Web page code records:
—————
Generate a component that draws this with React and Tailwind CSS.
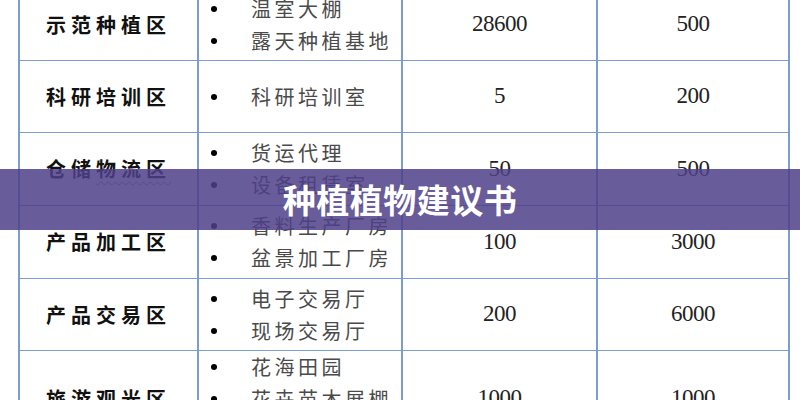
import React from "react";

const rows = [
  { name: "示范种植区", items: ["温室大棚", "露天种植基地"], area: "28600", cost: "500", h: "h-[72px]" },
  { name: "科研培训区", items: ["科研培训室"], area: "5", cost: "200", h: "h-[72px]" },
  { name: "仓储物流区", items: ["货运代理", "设备租赁室"], area: "50", cost: "500", h: "h-[73px]", wavy: true },
  { name: "产品加工区", items: ["香料生产厂房", "盆景加工厂房"], area: "100", cost: "3000", h: "h-[73px]" },
  { name: "产品交易区", items: ["电子交易厅", "现场交易厅"], area: "200", cost: "6000", h: "h-[72px]" },
  { name: "旅游观光区", items: ["花海田园", "花卉苗木展棚", "生态餐厅"], area: "1000", cost: "1000", h: "h-[96px]" }
];

const cjk = { fontFamily: '"Noto Sans CJK SC", "Noto Sans", sans-serif' };
const serif = { fontFamily: '"Liberation Serif", "DejaVu Serif", serif' };

const Label = ({ row }) => {
  if (!row.wavy) return <span>{row.name}</span>;
  return (
    <span>
      仓储
      <span className="underline decoration-wavy decoration-[#8a93c8] decoration-1 underline-offset-4">物流区</span>
    </span>
  );
};

const App = () => {
  return (
    <div className="relative h-[400px] w-[800px] overflow-hidden bg-white">
      <div className="-mt-[11px] ml-[18px] w-[772px] border-x-2 border-[#7c9dd2]">
        {rows.map((row) => (
          <div key={row.name} className={`flex ${row.h} border-b border-[#7c9dd2]`}>
            <div
              className="flex w-[179px] items-center justify-center border-r-2 border-[#7c9dd2] text-[20px] font-bold tracking-[5px] text-[#111]"
              style={cjk}
            >
              <Label row={row} />
            </div>
            <div className="flex w-[204px] flex-col justify-center border-r-2 border-[#7c9dd2] pl-[12px]" style={cjk}>
              {row.items.map((item) => (
                <div key={item} className="flex h-[32px] items-center text-[20px] tracking-[3.5px] text-[#4a4a4a]">
                  <span className="mr-[34px] h-[6px] w-[6px] rounded-full bg-black" />
                  {item}
                </div>
              ))}
            </div>
            <div
              className="flex w-[195px] items-center justify-center border-r-2 border-[#7c9dd2] text-[23px] tracking-[-0.5px] text-[#222]"
              style={serif}
            >
              {row.area}
            </div>
            <div className="flex flex-1 items-center justify-center text-[23px] tracking-[-0.5px] text-[#222]" style={serif}>
              {row.cost}
            </div>
          </div>
        ))}
      </div>

      {/* title banner over the table */}
      <div className="absolute left-0 right-0 top-[169px] flex h-[61px] items-center justify-center bg-[#4f3f88]/85">
        <span className="text-[33px] font-bold tracking-[0.5px] text-white" style={cjk}>
          种植植物建议书
        </span>
      </div>
    </div>
  );
};

export default App;
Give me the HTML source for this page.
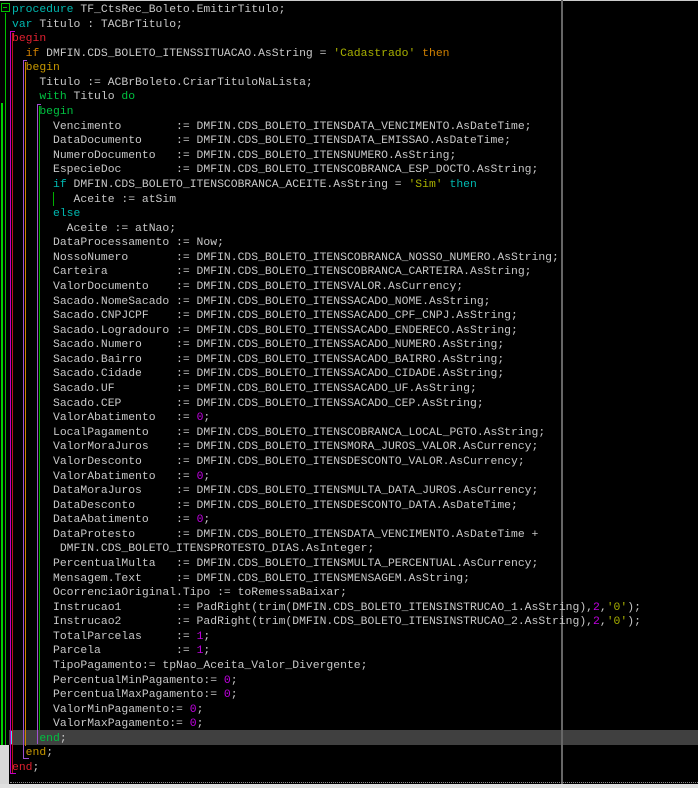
<!DOCTYPE html>
<html><head><meta charset="utf-8"><style>
html,body{margin:0;padding:0;background:#000;width:698px;height:788px;overflow:hidden;position:relative}
pre{position:absolute;left:12px;top:3px;margin:0;font-family:"Liberation Mono","Courier New",monospace;font-size:11.4px;line-height:14.58px;color:#c8c8c8;white-space:pre}
.k{color:#00b8b0}.r{color:#e02030}.o{color:#d08000}.y{color:#c89800}.g{color:#00c040}
.s{color:#a8b000}.n{color:#c000e0}
.v{position:absolute;width:1px}
</style></head><body>
<div style="position:absolute;left:0;top:0;width:698px;height:1px;background:#ccc"></div>
<div style="position:absolute;left:9px;top:730px;width:689px;height:15px;background:#404040"></div>
<div style="position:absolute;left:10px;top:731px;width:2px;height:13px;background:#40e0f0"></div>
<div style="position:absolute;left:561px;top:0;width:2px;height:784px;background:#666"></div>
<div style="position:absolute;left:0;top:745px;width:9px;height:40px;background:#d8d8d8"></div>
<div style="position:absolute;left:0;top:784px;width:698px;height:4px;background:#e0e0e0"></div>
<div style="position:absolute;left:10px;top:782px;width:688px;height:1px;border-top:1px dotted #888"></div>
<div style="position:absolute;left:1px;top:3px;width:7px;height:7px;border:1px solid #00c000"></div>
<div style="position:absolute;left:3px;top:7px;width:4px;height:1px;background:#00c000"></div>
<div class="v" style="left:5px;top:13px;height:732px;background:#00c000"></div>
<div class="v" style="left:1px;top:103px;height:642px;background:#00d000;width:2px"></div>
<div class="v" style="left:10px;top:31px;height:742px;background:#c000c0"></div>
<div style="position:absolute;left:10px;top:31px;width:5px;height:1px;background:#c000c0"></div>
<div style="position:absolute;left:10px;top:773px;width:6px;height:1px;background:#c000c0"></div>
<div class="v" style="left:12px;top:33px;height:740px;background:#c01020"></div>
<div class="v" style="left:23px;top:60px;height:698px;background:#a050d0"></div>
<div style="position:absolute;left:23px;top:60px;width:4px;height:1px;background:#a050d0"></div>
<div style="position:absolute;left:23px;top:758px;width:6px;height:1px;background:#a050d0"></div>
<div class="v" style="left:25px;top:62px;height:684px;background:#d08000"></div>
<div class="v" style="left:37px;top:104px;height:640px;background:#a050d0"></div>
<div style="position:absolute;left:37px;top:104px;width:4px;height:1px;background:#a050d0"></div>
<div class="v" style="left:39px;top:106px;height:624px;background:#00b000"></div>
<div class="v" style="left:53px;top:192px;height:14px;background:#00b000"></div>
<pre><span class="k">procedure</span> TF_CtsRec_Boleto.EmitirTitulo;
<span class="k">var</span> Titulo : TACBrTitulo;
<span class="r">begin</span>
  <span class="o">if</span> DMFIN.CDS_BOLETO_ITENSSITUACAO.AsString = <span class="s">'Cadastrado'</span> <span class="o">then</span>
  <span class="y">begin</span>
    Titulo := ACBrBoleto.CriarTituloNaLista;
    <span class="g">with</span> Titulo <span class="g">do</span>
    <span class="g">begin</span>
      Vencimento        := DMFIN.CDS_BOLETO_ITENSDATA_VENCIMENTO.AsDateTime;
      DataDocumento     := DMFIN.CDS_BOLETO_ITENSDATA_EMISSAO.AsDateTime;
      NumeroDocumento   := DMFIN.CDS_BOLETO_ITENSNUMERO.AsString;
      EspecieDoc        := DMFIN.CDS_BOLETO_ITENSCOBRANCA_ESP_DOCTO.AsString;
      <span class="k">if</span> DMFIN.CDS_BOLETO_ITENSCOBRANCA_ACEITE.AsString = <span class="s">'Sim'</span> <span class="k">then</span>
         Aceite := atSim
      <span class="k">else</span>
        Aceite := atNao;
      DataProcessamento := Now;
      NossoNumero       := DMFIN.CDS_BOLETO_ITENSCOBRANCA_NOSSO_NUMERO.AsString;
      Carteira          := DMFIN.CDS_BOLETO_ITENSCOBRANCA_CARTEIRA.AsString;
      ValorDocumento    := DMFIN.CDS_BOLETO_ITENSVALOR.AsCurrency;
      Sacado.NomeSacado := DMFIN.CDS_BOLETO_ITENSSACADO_NOME.AsString;
      Sacado.CNPJCPF    := DMFIN.CDS_BOLETO_ITENSSACADO_CPF_CNPJ.AsString;
      Sacado.Logradouro := DMFIN.CDS_BOLETO_ITENSSACADO_ENDERECO.AsString;
      Sacado.Numero     := DMFIN.CDS_BOLETO_ITENSSACADO_NUMERO.AsString;
      Sacado.Bairro     := DMFIN.CDS_BOLETO_ITENSSACADO_BAIRRO.AsString;
      Sacado.Cidade     := DMFIN.CDS_BOLETO_ITENSSACADO_CIDADE.AsString;
      Sacado.UF         := DMFIN.CDS_BOLETO_ITENSSACADO_UF.AsString;
      Sacado.CEP        := DMFIN.CDS_BOLETO_ITENSSACADO_CEP.AsString;
      ValorAbatimento   := <span class="n">0</span>;
      LocalPagamento    := DMFIN.CDS_BOLETO_ITENSCOBRANCA_LOCAL_PGTO.AsString;
      ValorMoraJuros    := DMFIN.CDS_BOLETO_ITENSMORA_JUROS_VALOR.AsCurrency;
      ValorDesconto     := DMFIN.CDS_BOLETO_ITENSDESCONTO_VALOR.AsCurrency;
      ValorAbatimento   := <span class="n">0</span>;
      DataMoraJuros     := DMFIN.CDS_BOLETO_ITENSMULTA_DATA_JUROS.AsCurrency;
      DataDesconto      := DMFIN.CDS_BOLETO_ITENSDESCONTO_DATA.AsDateTime;
      DataAbatimento    := <span class="n">0</span>;
      DataProtesto      := DMFIN.CDS_BOLETO_ITENSDATA_VENCIMENTO.AsDateTime +
       DMFIN.CDS_BOLETO_ITENSPROTESTO_DIAS.AsInteger;
      PercentualMulta   := DMFIN.CDS_BOLETO_ITENSMULTA_PERCENTUAL.AsCurrency;
      Mensagem.Text     := DMFIN.CDS_BOLETO_ITENSMENSAGEM.AsString;
      OcorrenciaOriginal.Tipo := toRemessaBaixar;
      Instrucao1        := PadRight(trim(DMFIN.CDS_BOLETO_ITENSINSTRUCAO_1.AsString),<span class="n">2</span>,<span class="s">'0'</span>);
      Instrucao2        := PadRight(trim(DMFIN.CDS_BOLETO_ITENSINSTRUCAO_2.AsString),<span class="n">2</span>,<span class="s">'0'</span>);
      TotalParcelas     := <span class="n">1</span>;
      Parcela           := <span class="n">1</span>;
      TipoPagamento:= tpNao_Aceita_Valor_Divergente;
      PercentualMinPagamento:= <span class="n">0</span>;
      PercentualMaxPagamento:= <span class="n">0</span>;
      ValorMinPagamento:= <span class="n">0</span>;
      ValorMaxPagamento:= <span class="n">0</span>;
    <span class="g">end</span>;
  <span class="y">end</span>;
<span class="r">end</span>;</pre>
</body></html>
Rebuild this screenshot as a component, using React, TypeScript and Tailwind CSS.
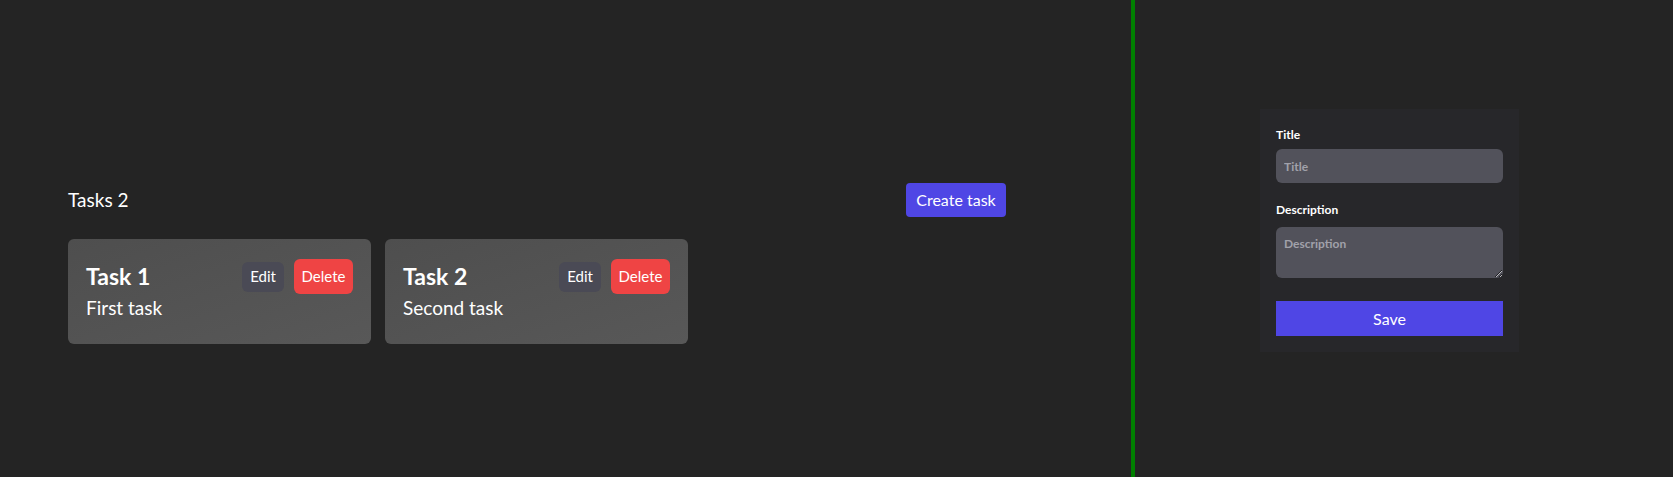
—————
> [BRIEF]:
Copy each line of the listing that includes "component".

> [SOLUTION FOR THIS EXERCISE]:
Generate a component that draws this with React and Tailwind CSS.
Rebuild this screenshot as a component, using React, TypeScript and Tailwind CSS.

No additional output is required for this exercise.